Lebanese security forces inspect the damage after attack on Beirut May 26

Lebanese security forces inspect the damage after attack on Beirut May 26 Two rockets exploded into the Hezbollah heartland of south Beirut on Sunday as fighters from the Lebanese Shiite group battled alongside regime forces against rebels in a key town in neighbouring Syria. The attack came as Syria's fractured opposition began an unscheduled fourth day of meetings on a peace conference proposal and after Hezbollah pledged "victory" in Syria over the rebels.
Its chief Hassan Nasrallah said it was in the militant anti-Israel group's own interest to defend President Bashar al-Assad's regime.
"I say to all the honourable people, to the mujahedeen, to the heroes: I have always promised you a victory and now I pledge to you a new one" in Syria, he said in a speech for the 13th anniversary of Israel's withdrawal from Lebanon.
Hours after he spoke, two Grad rockets hit the Al-Shayyah area of south Beirut, wounding four Syrian workers at a car dealership and badly damaging an apartment.
It was the first time the Lebanese capital's Shiite southern suburbs have been targeted during the more than two-year-old conflict in Syria.
 A security source said the four wounded in the showroom were all Syrian workers. An AFP photographer said the second rocket hit an apartment block and caused widespread damage but no casualties.
"This is an act of sabotage," Interior Minister Marwan Charbel said at the scene.
The security source said the rockets were fired from Aitat in the Mount Lebanon area some 13 kilometres (8 miles) southeast of where they hit.
"The army is on the way to this area to investigate."
The fighting in Syria has already spilled over into Lebanon's second city, the northern port of Tripoli, where 30 people have been killed in a week of clashes between pro-Assad Alawites and pro-rebel Sunni Muslims.
The intervention of hundreds of Hezbollah fighters has given Assad the upper hand in Qusayr, a strategic central town in Syria across the border with Lebanon, that had been in rebel hands.
Syrian forces launched an assault on Qusayr last Sunday but are still being fiercely resisted, as the town provides an important rebel supply line for arms and volunteers from Lebanon.
Nasrallah's victory pledge followed rare criticism of Hezbollah by Lebanese President Michel Sleiman, who cautioned it against its intervention in Syria.
 The Syrian Observatory for Human Rights said at least 27 rebels and three civilians, including a child, were killed in Qusayr on Saturday.
Qusayr is a key prize for Assad because of its strategic location between Damascus and the mainly Alawite Mediterranean coast.

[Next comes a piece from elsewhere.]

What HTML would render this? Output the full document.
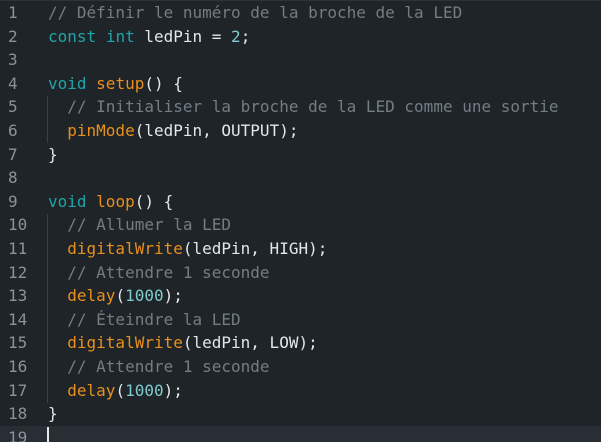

The main opposition Syrian National Coalition in a statement on Sunday urged Hezbollah fighters in Syria to defect.
It was meeting in Istanbul again to try to overcome deep divisions over Russian and US proposals for a peace conference.
The opposition's long-standing position is that, after more than two years of devastating conflict which has killed more than 94,000 people, it will not negotiate until Assad agrees to leave.
Delegates said efforts to reach an agreed position on the conference were being delayed by pressure from some of the opposition's Gulf Arab backers for an overhaul of its membership.
"You have Saudi Arabia and the United Arab Emirates pushing to include up to 30 new members in the National Coalition," a Coalition member said on condition of anonymity.
"Their goal is to downsize the Muslim Brotherhood's influence over the group," he added.
The National Coalition is currently dominated by the Syrian National Council, in which the main political bloc is the Muslim Brotherhood.
The Coalition, wrong-footed by Moscow's announcement that regime representatives had agreed to attend next month's planned peace conference, urged Damascus to give concrete evidence of its readiness for a transition of power.
The United States and Russia, which support opposite sides in Syria's conflict, are pushing for the conference. On Monday US Secretary of State John Kerry will meet Russian counterpart Sergei Lavrov in Paris to step up efforts to organise it.
Israel, meanwhile, accused Syrian forces of trying to provoke conflict as the two sides rowed over responsibility for a border clash.
Tensions around the Golan Heights ceasefire zone have escalated since Syrian forces fired across the UN-patrolled ceasefire line and hit an Israeli military vehicle on Tuesday.
"This week's events are part of a disturbing pattern of events intended to spark provocation with Israel," Israel's UN ambassador Ron Prosor wrote in a letter to the UN Security Council on Saturday.